世の中がビートルズに夢中な頃

「世の中がビートルズに夢中な頃、ビートルズビーチボーイズに夢中だった。」という名言があります。誰が言ったか定かでは無いですが、(ビーチボーイズの過去のアルバムの再リリース時のキャッチコピーだったか、「ペット・サウンズセッションズ」の発売時のキャッチコピーだったかな?)これぞまさに的確にビーチボーイズの(リーダーブライアンの)凄さを的確に言い表した名コピーだと思います。
ビートルズの出現、全米デビューに驚異を覚え、ライバルだと感じた天才ブライアンウィルソン。(他のメンバーは、ほぼビートルズに無関心、最年少のカールウィルソンはあろう事か、敵であるビートルズの大ファンになりました。)
ビートルズの「ラバーソウル」に触発されて「ペットサウンズ」を作り、それに触発されたビートルズは「リボルバー」さらには「サージェントペパーズ」を作る。そしてビーチボーイズのブライアンは「スマイル」に着手する。ロック、ポップスが物凄いスピードで進化したのは、この2バンドのこの有名な切磋琢磨のもたらしたものだと言って間違いないでしょう。
昨年デビュー50周年(!)を迎えたビーチボーイズと”孤高のリーダー”のブライアンウィルソンを、世間は(特にアメリカ国民は、)もっと評価するべきだと思います。孤高のリーダーとあえて書いたのは、ライバルのビートルズにはジョンがいてポールがいて、若いジョージもソングライティングに参加し始める。さらにはプロデューサーのジョージマーティンまでいたのに対して、ビーチボーイズは、ビートルズにおけるジョン&ポールとジョージマーティンの役割をブライアンがたったひとりで担っていたのです。ホントに凄い人なのです!

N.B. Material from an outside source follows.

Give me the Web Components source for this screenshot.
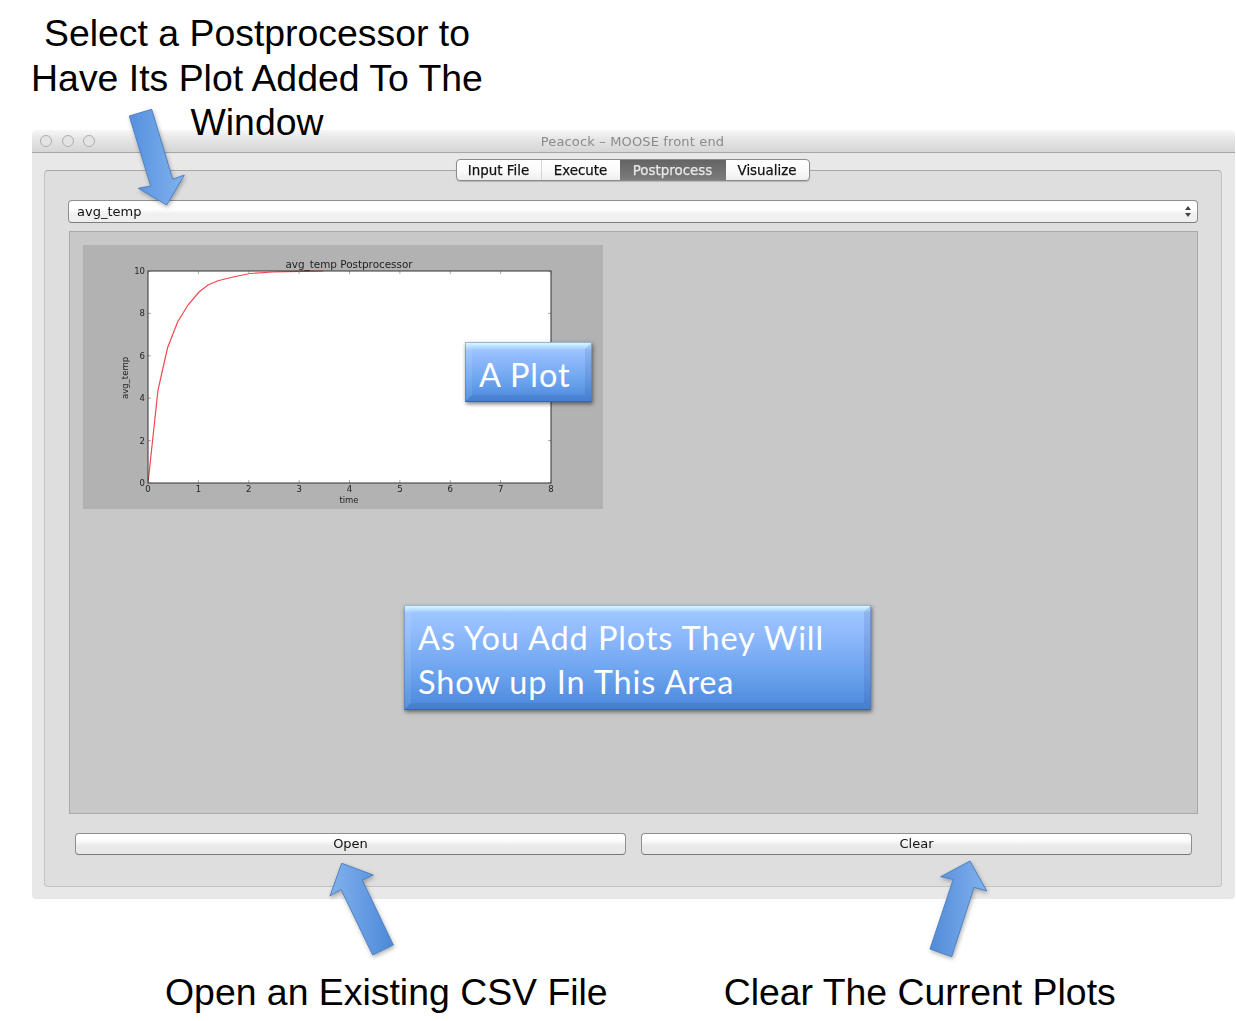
<!DOCTYPE html>
<html>
<head>
<meta charset="utf-8">
<title>Peacock</title>
<style>
  html, body { margin: 0; padding: 0; background: #fff; }
</style>
</head>
<body>
<guide-page></guide-page>
<script>
class MacWindow extends HTMLElement {
  constructor() {
    super();
    this.shadowDOM = this.attachShadow({ mode: "open" });
  }
  connectedCallback() {
    this.shadowDOM.innerHTML = `
      <style>
        :host { display: block; background: #e8e8e8; border-radius: 5px 5px 4px 4px; filter: blur(0.35px); }
        .bar {
          height: 22px;
          display: flex;
          align-items: center;
          position: relative;
          justify-content: center;
          box-sizing: content-box;
          padding-right: 2px;
          border-bottom: 1px solid #a6a6a6;
          border-radius: 5px 5px 0 0;
          background: linear-gradient(#f7f7f7, #e6e6e6 40%, #d6d6d6);
          color: #8a8a8a;
          font: 13px "DejaVu Sans", sans-serif;
          letter-spacing: 0.15px;
        }
        .lights { position: absolute; left: 8px; top: 5px; display: flex; gap: 9.5px; }
        .lights i {
          width: 12px; height: 12px; box-sizing: border-box;
          border-radius: 50%;
          border: 1px solid #adadad;
          background: #e4e4e4;
        }
      </style>
      <div class="bar">
        <div class="lights"><i></i><i></i><i></i></div>
        <span>${this.getAttribute("heading")}</span>
      </div>
      <slot></slot>`;
  }
}
customElements.define("mac-window", MacWindow);

class TabBar extends HTMLElement {
  constructor() {
    super();
    this.shadowDOM = this.attachShadow({ mode: "open" });
  }
  connectedCallback() {
    const active = this.getAttribute("active");
    const tabs = this.getAttribute("tabs").split(",");
    this.shadowDOM.innerHTML = `
      <style>
        :host {
          display: inline-flex;
          height: 22px;
          box-sizing: border-box;
          border: 1px solid #8b8b8b;
          border-radius: 4px;
          overflow: hidden;
          background: linear-gradient(#fff, #fbfbfb 50%, #efefef);
          box-shadow: 0 1px 1px rgba(0,0,0,.18);
          font: 13.4px "DejaVu Sans", sans-serif;
          -webkit-text-stroke: 0.25px;
          color: #111;
        }
        span { display: flex; align-items: center; justify-content: center; }
        .on { background: linear-gradient(#646464, #7c7c7c); color: #e8e8e8; }
        .sep { border-right: 1px solid #d6d6d6; }
      </style>
      ${tabs.map((t, i) => {
        const w = [84, 78, 106, 83][i];
        const cls = (t === active ? "on" : "") + (i === 0 ? " sep" : "");
        return `<span class="${cls}" style="width:${w}px">${t}</span>`;
      }).join("")}`;
  }
}
customElements.define("tab-bar", TabBar);

class MacSelect extends HTMLElement {
  constructor() {
    super();
    this.shadowDOM = this.attachShadow({ mode: "open" });
  }
  connectedCallback() {
    this.shadowDOM.innerHTML = `
      <style>
        :host {
          display: flex;
          align-items: center;
          justify-content: space-between;
          height: 23px;
          box-sizing: border-box;
          padding: 0 5px 0 8px;
          border: 1px solid #8f8f8f;
          border-bottom-color: #7d7d7d;
          border-radius: 4px;
          background: linear-gradient(#fff, #fff 40%, #f0f0f0 60%, #efefef);
          font: 13px "DejaVu Sans", sans-serif;
          color: #111;
        }
        svg { display: block; }
      </style>
      <slot></slot>
      <svg width="8" height="13" viewBox="0 0 8 13"><path d="M4 1 7 5H1ZM1 8h6L4 12Z" fill="#444"/></svg>`;
  }
}
customElements.define("mac-select", MacSelect);

class MacButton extends HTMLElement {
  constructor() {
    super();
    this.shadowDOM = this.attachShadow({ mode: "open" });
  }
  connectedCallback() {
    this.shadowDOM.innerHTML = `
      <style>
        :host {
          display: flex;
          align-items: center;
          justify-content: center;
          height: 22px;
          box-sizing: border-box;
          padding-bottom: 2px;
          border: 1px solid #8f8f8f;
          border-bottom-color: #777;
          border-radius: 4px;
          background: linear-gradient(#fff, #fdfdfd 30%, #e9e9e9 60%, #e8e8e8);
          font: 13px "DejaVu Sans", sans-serif;
          color: #111;
        }
      </style>
      <slot></slot>`;
  }
}
customElements.define("mac-button", MacButton);

class PlotChart extends HTMLElement {
  constructor() {
    super();
    this.shadowDOM = this.attachShadow({ mode: "open" });
  }
  connectedCallback() {
    const left = 65, top = 26, w = 403, h = 212;
    const xs = [0, 1, 2, 3, 4, 5, 6, 7, 8];
    const ys = [0, 2, 4, 6, 8, 10];
    const px = v => left + v * w / 8;
    const py = v => top + h - v * h / 10;
    const curve = "65,238 75,145 84.5,103 94.7,76.7 105,60 116,47 125,40 135,35.7 150,32 167,28.5 190,27 217,26.4 240,26";
    let marks = "";
    xs.forEach(v => {
      marks += `<path d="M${px(v)} ${top}v3M${px(v)} ${top + h}v-3" stroke="#aaa"/>`;
      marks += `<text x="${px(v)}" y="${top + h + 9}" text-anchor="middle">${v}</text>`;
    });
    ys.forEach(v => {
      marks += `<path d="M${left} ${py(v)}h3M${left + w} ${py(v)}h-3" stroke="#aaa"/>`;
      marks += `<text x="${left - 3}" y="${py(v) + 3}" text-anchor="end">${v}</text>`;
    });
    this.shadowDOM.innerHTML = `
      <style>
        :host { display: block; width: 520px; height: 264px; background: #b2b2b2; }
        svg { display: block; }
        text { font: 8.5px "DejaVu Sans", sans-serif; fill: #222; }
        .t { font-size: 10.4px; }
      </style>
      <svg width="520" height="264" viewBox="0 0 520 264">
        <rect x="${left}" y="${top}" width="${w}" height="${h}" fill="#fff"/>
        <polyline points="${curve}" fill="none" stroke="#f2474d" stroke-width="1.2"/>
        ${marks}
        <rect x="${left}" y="${top}" width="${w}" height="${h}" fill="none" stroke="#333"/>
        <text class="t" x="266" y="23" text-anchor="middle">avg_temp Postprocessor</text>
        <text x="266" y="258" text-anchor="middle">time</text>
        <text transform="translate(45 133) rotate(-90)" text-anchor="middle">avg_temp</text>
      </svg>`;
  }
}
customElements.define("plot-chart", PlotChart);

class BlueNote extends HTMLElement {
  constructor() {
    super();
    this.shadowDOM = this.attachShadow({ mode: "open" });
  }
  connectedCallback() {
    this.shadowDOM.innerHTML = `
      <style>
        :host {
          position: absolute;
          box-sizing: border-box;
          border: 7px solid;
          border-color: transparent rgba(30,60,120,.12) rgba(20,50,110,.1) rgba(255,255,255,.08);
          padding: 5px 7px;
          background: linear-gradient(#e2fbff 0, #c8ebff 3px, #9cc5ff 8px, #91bbfc 25%, #6ba3ee 65%, #4a86da 100%) border-box;
          box-shadow: 1px 2px 4px rgba(0,0,0,.5);
          color: #fff;
          font: 32.500px/44px Lato, sans-serif;
          letter-spacing: 0.9px;
          white-space: nowrap;
        }
        :host::before {
          content: "";
          position: absolute;
          inset: -7px;
          border: 1px solid rgba(85,120,175,.5);
          border-bottom-color: #3a66a5;
        }
      </style>
      <slot></slot>`;
  }
}
customElements.define("blue-note", BlueNote);

class BlueArrow extends HTMLElement {
  constructor() {
    super();
    this.shadowDOM = this.attachShadow({ mode: "open" });
  }
  connectedCallback() {
    const id = this.getAttribute("name");
    const a = this.getAttribute("from"), b = this.getAttribute("to");
    this.shadowDOM.innerHTML = `
      <style>
        :host { position: absolute; inset: 0; pointer-events: none; z-index: 2; }
        svg { display: block; overflow: visible; }
        polygon { filter: drop-shadow(1px 2px 2px rgba(0,0,0,.3)); }
      </style>
      <svg width="1236" height="1021" viewBox="0 0 1236 1021">
        <defs><linearGradient id="${id}" x1="0" y1="0" x2="1" y2="0">
          <stop offset="0" stop-color="${a}"/><stop offset="1" stop-color="${b}"/>
        </linearGradient></defs>
        <polygon points="${this.getAttribute("points")}" fill="url(#${id})" stroke="#4d82c4" stroke-width="1"/>
      </svg>`;
  }
}
customElements.define("blue-arrow", BlueArrow);

class CallOut extends HTMLElement {
  constructor() {
    super();
    this.shadowDOM = this.attachShadow({ mode: "open" });
  }
  connectedCallback() {
    this.shadowDOM.innerHTML = `
      <style>
        :host {
          display: block;
          font: 37.400px/44.600px "Liberation Sans", Arial, sans-serif;
          color: #000;
          text-align: center;
          white-space: nowrap;
        }
      </style>
      <slot></slot>`;
  }
}
customElements.define("call-out", CallOut);

class GuidePage extends HTMLElement {
  constructor() {
    super();
    this.shadowDOM = this.attachShadow({ mode: "open" });
  }
  connectedCallback() {
    this.shadowDOM.innerHTML = `
      <style>
        :host {
          display: block;
          position: relative;
          width: 1236px;
          height: 1021px;
          box-sizing: border-box;
          padding: 130px 1px 0 32px;
          overflow: hidden;
        }
        .top { position: absolute; left: 0; top: 11px; width: 514px; z-index: 1; }
        .tabs { display: flex; justify-content: center; padding: 6px 2px 0 0; margin-bottom: -11px; position: relative; z-index: 1; }
        .pane {
          margin: 0 13px 0 12px;
          padding: 29px 23px 31px;
          border: 1px solid #c2c2c2;
          border-top-color: #a8a8a8;
          border-radius: 4px;
          background: #dedede;
        }
        mac-select { margin-bottom: 8px; }
        .area {
          height: 583px;
          margin-left: 1px;
          box-sizing: border-box;
          padding: 13px;
          border: 1px solid #a9a9a9;
          background: #c8c8c8;
        }
        .buttons { display: grid; grid-template-columns: 1fr 1fr; gap: 15px; padding: 19px 6px 0 7px; }
        .win-foot { height: 12px; }
        .captions { display: flex; padding: 71px 0 0 133px; gap: 116px; }
        .plot-note { left: 465px; top: 342px; width: 127px; height: 60px; padding-top: 4px; padding-bottom: 0; }
        .area-note { left: 404px; top: 605px; width: 467px; height: 105px; padding-top: 4px; }
      </style>
      <call-out class="top">Select a Postprocessor to<br>Have Its Plot Added To The<br>Window</call-out>
      <mac-window heading="Peacock – MOOSE front end">
        <div class="tabs"><tab-bar tabs="Input File,Execute,Postprocess,Visualize" active="Postprocess"></tab-bar></div>
        <div class="pane">
          <mac-select>avg_temp</mac-select>
          <div class="area"><plot-chart></plot-chart></div>
          <div class="buttons">
            <mac-button>Open</mac-button>
            <mac-button>Clear</mac-button>
          </div>
        </div>
        <div class="win-foot"></div>
      </mac-window>
      <div class="captions">
        <call-out>Open an Existing CSV File</call-out>
        <call-out>Clear The Current Plots</call-out>
      </div>
      <blue-note class="plot-note">A Plot</blue-note>
      <blue-note class="area-note">As You Add Plots They Will<br>Show up In This Area</blue-note>
      <blue-arrow name="a1" from="#5590de" to="#82b2ee" points="129.300,116 151.700,109.300 172.700,179.300 184.300,175 166.700,205 138.300,188.300 150.700,186"></blue-arrow>
      <blue-arrow name="a2" from="#82b2ee" to="#4c88d8" points="341.700,863.300 373.300,875 362.300,880 393.300,945 372.700,955 341,889.300 330,896"></blue-arrow>
      <blue-arrow name="a3" from="#528bd9" to="#82b2ee" points="970,861 986.700,891 974,887.300 951.700,956.700 930,949 953.300,879.300 940.700,876.700"></blue-arrow>`;
  }
}
customElements.define("guide-page", GuidePage);
</script>
</body>
</html>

日本におけるビーチボーイズファンの第一人者は、山下達郎さんで間違いないと思います。(彼のデビューのきっかけはビーチボーイズの「Girls On The Beach」の完コピを、自主制作したものを喫茶店で流してもらっていたのを、たまたま喫茶店に入った伊藤銀次さんと大滝詠一さんの耳にとまったのがきっかけだそうです。)
山下さんのちょっと下ですが、ほぼ同世代のみうらじゅんさんが、とある番組で、どうもビーチボーイズはお行儀のいいお利口さんバンドっていうイメージがあって(ロックの持つ不良性が感じられなく、)当時から好きになれなかったというような事を言っていました。(デビュー時の揃いのストライプシャツが嫌だったとも。)同じく同世代の浦沢直樹さんの「20世紀少年」にも、ビートルズやジミヘン、ジャニス、クリーム、TレックスCCR等の名前は出てもビーチボーイズは出てきません。山下さん自身も振り返って言っていますが、当時ビーチボーイズをコピーするアマチュアバンドなんて、相当変わり者で他のアマチュアバンドに馬鹿にされたと。当時の日本におけるビーチボーイズの評価はそんな物だったのでしょう。
その後、その山下さんや萩原健太さん辺りのコアなビーチボーイズマニアの熱心な働きかけで、当時正当に評価されなかった(特に日本では話題にもならなかった。)「ペットサウンズ」が世紀の名盤だと、発売から四半世紀を経てようやく認知されました。
僕がビーチボーイズを聴き始めたのも、ちょうどこの時期、中高生の頃でした。ただ、僕のようにこの頃から後追いで聴き始めたビーチボーイズファンは、山下さんたちの熱心なプッシュの功罪の為、陥りやすかった考え方が、「ペット・サウンズ」は名盤だけど、それ以前の作品はサーフィン、ホットロッド(改造車)の歌ばかりで代わり映えしないので、ベスト盤を一枚持っていればいいという間違った思い込みでした。(未だにそう思っている方が、多いのではないでしょうか?
(下に続く。)

ビーチボーイズ 「ペット・サウンズ」

ペット・サウンズ

ペット・サウンズ

僕も、「ペット・サウンズ」名盤論をそのまま間に受けた一人で、ビーチボーイズは「ペット・サウンズ」「スマイリースマイル」と海賊盤的なベスト盤だけしか持ってないまま、しばらくビーチボーイズを判った気でいました。(ブライアンのソロは買ってましたが。)
ある時僕が、20代半ばの頃、ビーチボーイズの旧作が再発されたので、試しに買ってみた「サマーデイズ」の1曲目「The Girl From New York City」に衝撃を受けたのが僕の第2の(本当の)ビーチボーイズブームの始まりでした。僕のベスト盤に無い曲なのに凄まじいクオリティ!立て続けに「トゥデイ」「オールサマーロング」「シャットダウンvol,2」辺りを大人買い。はまり道の始まり。